Tim here. Having already looked at the newly-minted Best Animated Feature Oscar nominees, let's turn for a little bit towards that category's older, smaller sibling, Best Short Subject - Animated. We already briefly discussed these films back when the 10-title shortlist was announced, but now that it has been whittled down to five, let's take a more in-depth look at each of them.
Feral (Daniel Sousa and Dan Golden)
For solely aesthetic purposes, this would be my favorite of the nominees. It's a simple enough story: a boy raised by wolves is brought back to civilization and has a hard time of it. The greatness lies in the marriage of that scenario with rough impressionistic images, some which look like extra-bleak newspaper comics, some which look like somebody was trying a sheet of paper apart using a pencil.
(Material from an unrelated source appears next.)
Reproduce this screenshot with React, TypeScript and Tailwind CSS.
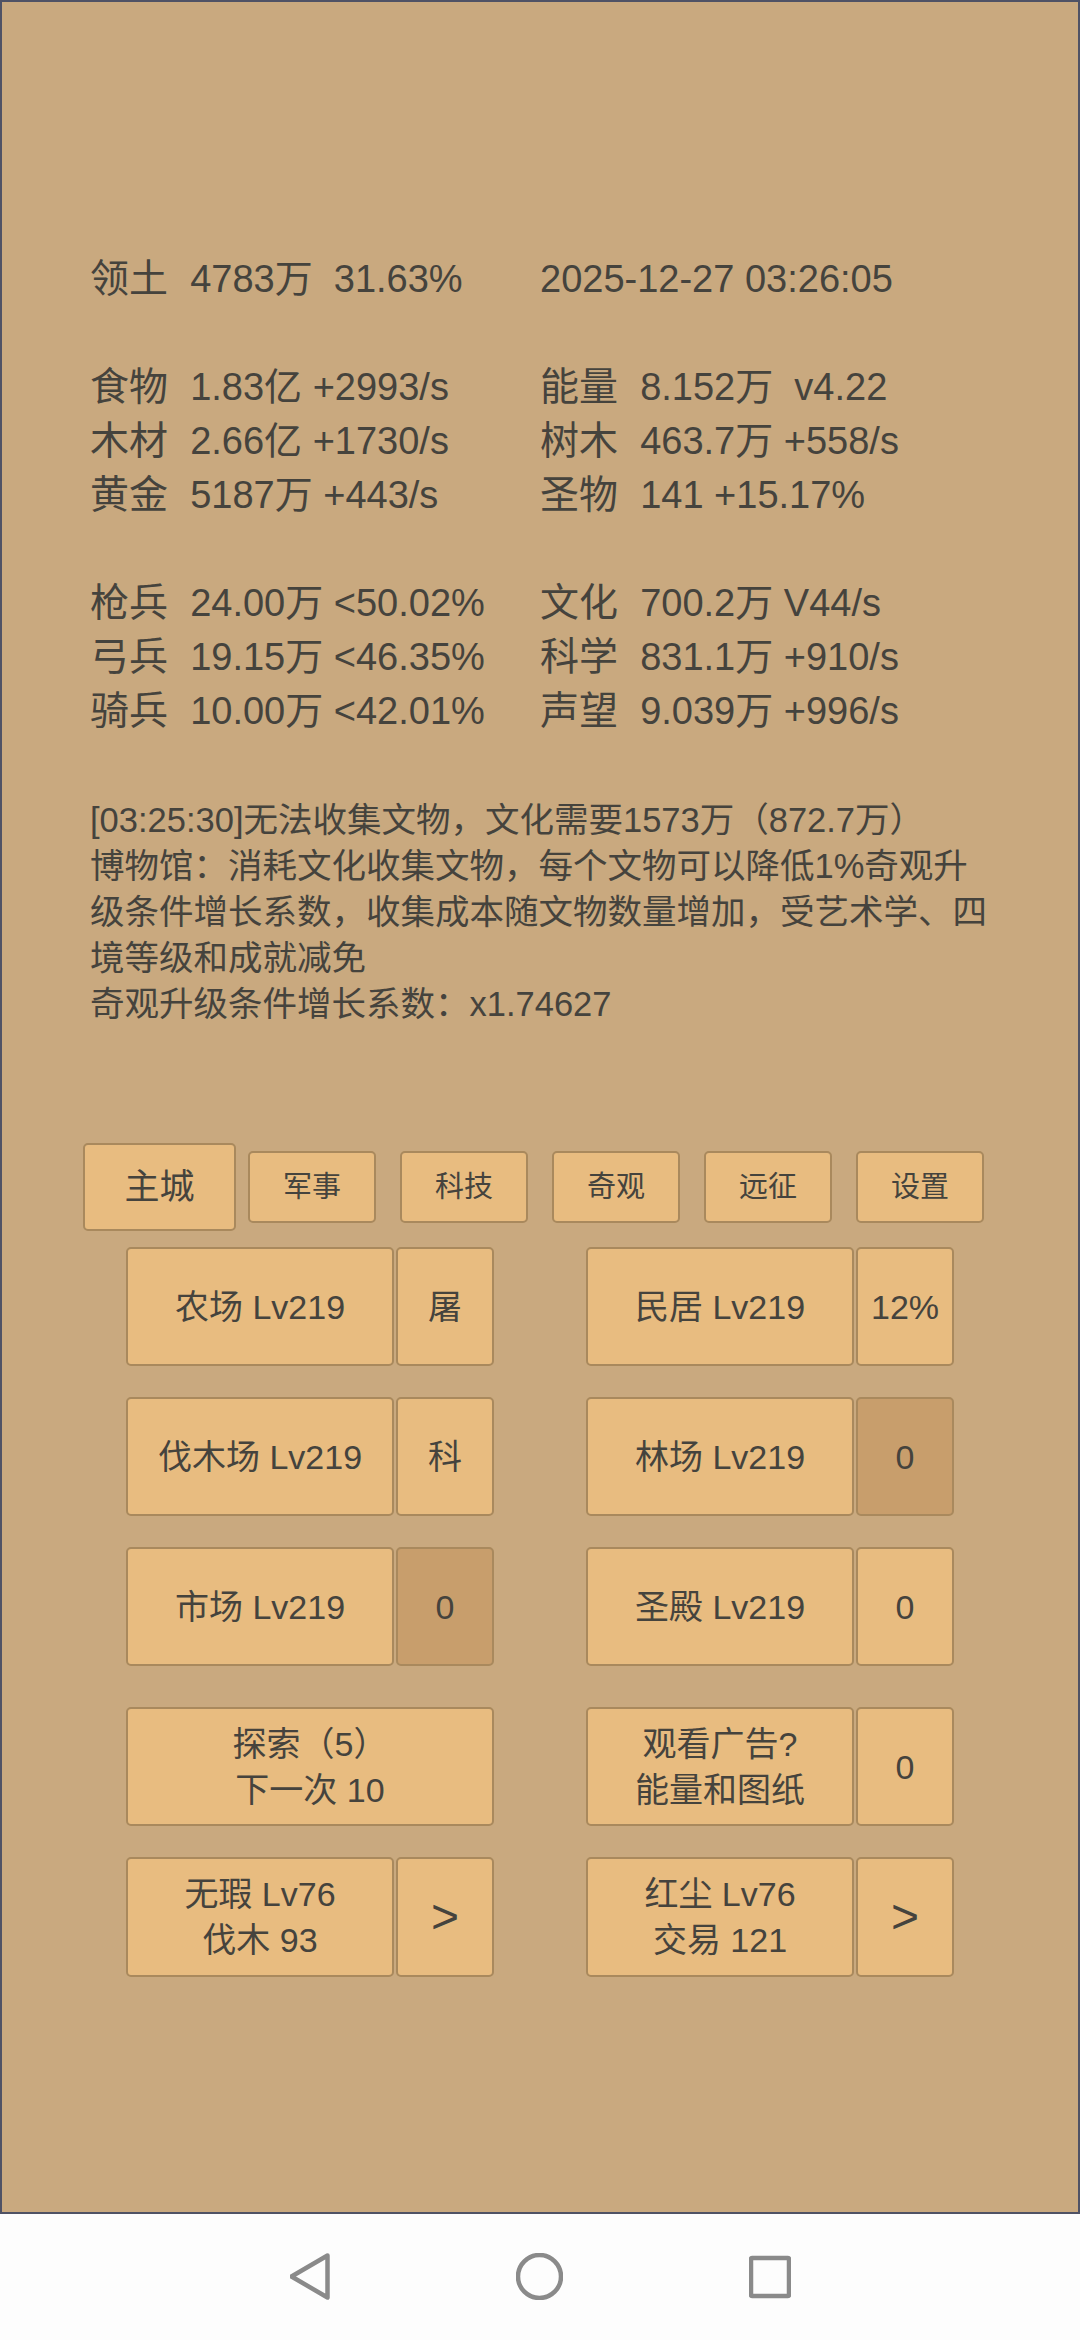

It's the most distinctive of the five by far, looking handcrafted because it so emphatically is: some of the images are drawn on computer, some are hand-painted, but they all have a desperate crudeness that lacks the polish of most animation, and this couldn't be a better fit for the material. It's available to rent for $1 on Vimeo.
Get a Horse! (Lauren Mac Mullan and Dorothy McKim)
Easily the most widely-seen of the nominees, by virtue of being attached to Frozen, and thus the likely frontrunner under the current rules (as of last year, the category is voted on by the Academy at large, no longer requiring voters to have seen all five nominees). The best argument against it winning is that, with another Walt Disney Animation Studios project likely to take the prize in the feature category, some voters might be reluctant to award the same company twice. Regardless, it would be a worthy winner: the craftsmanship is elegant and earnest about hewing to cartoon logic, and the gimmick - marrying a '30s-style Mickey cartoon with 3D CGI models of the same characters - is ingenious. A little trivial and gag-driven, but it's one of the most high-energy things theaters saw in 2013.
Incidentally, in its zeal to make sure we all know how progressive it's being, Disney has made sure everybody knows that MacMullan is the first solo female director of any WDAS project in history. Which, in 2014, doesn't exactly seem like a bragging point so much as as a horrible shame that you'd hope nobody picks up on, but it's not like keeping up with the modern world has ever been a huge concern over there.
Mr. Hublot (Laurent Witz and Alexandre Espigares)
One of two shorts that I haven't been able to dig up yet. Its Witz's first project; co-director and head animator Espigares has clocked in work on some fine projects including the dazzling if frivolously-plotted 9, and the TV show Star Wars: The Clone Wars. The official site is packed with information, all of which leads me to believe that the chief appeal here is the exploration of a vividly-designed world, and this is something that short animation can get away with if that design is striking enough. Based on the stills, that clearly looks to be the case here.
Possessions (Shuhei Morita)
The other one I haven't been able to dig up, but from the stills and clips available throughout the internet at this site or that, I'm more eager to see this than just about any other animated thing I'll encounter in 2014. The images are shaded in a particularly delicate, painted fashion, a happy combination of traditional anime lines and shapes and colors with texture and shadow that could only be practically possible in a computer environment. If I had a gun to my head, this would be my pick for the likeliest challenger to Get a Horse! - even from promotional material, it's easy to tell that this is the most straight-up beautiful film of the lot.
Room on the Broom (Max Lang and Jan Lachauer)
The studio behind the nominated The Gruffalo (also co-directed by Lang) and the non-nominated The Gruffalo's Child, based on a picture book by the same author-illustrator pair, and to be blunt about it, I don't quite understand why it's here. It's a light, pleasant, far too long children's story (like the Gruffalo dyad, it started life as a TV special) that doesn't push the colorful, gentle vinyl-toy aesthetic of those movies into any particularly new directions, and the story it tells - a witch lets several animals hitch a ride on her broom, then a dragon shows up - is nice but hardly revolutionary for children's entertainment. I guess it gives the "cartoons are for kids" contingent a rallying point, but that doesn't tend to be a factor in this race.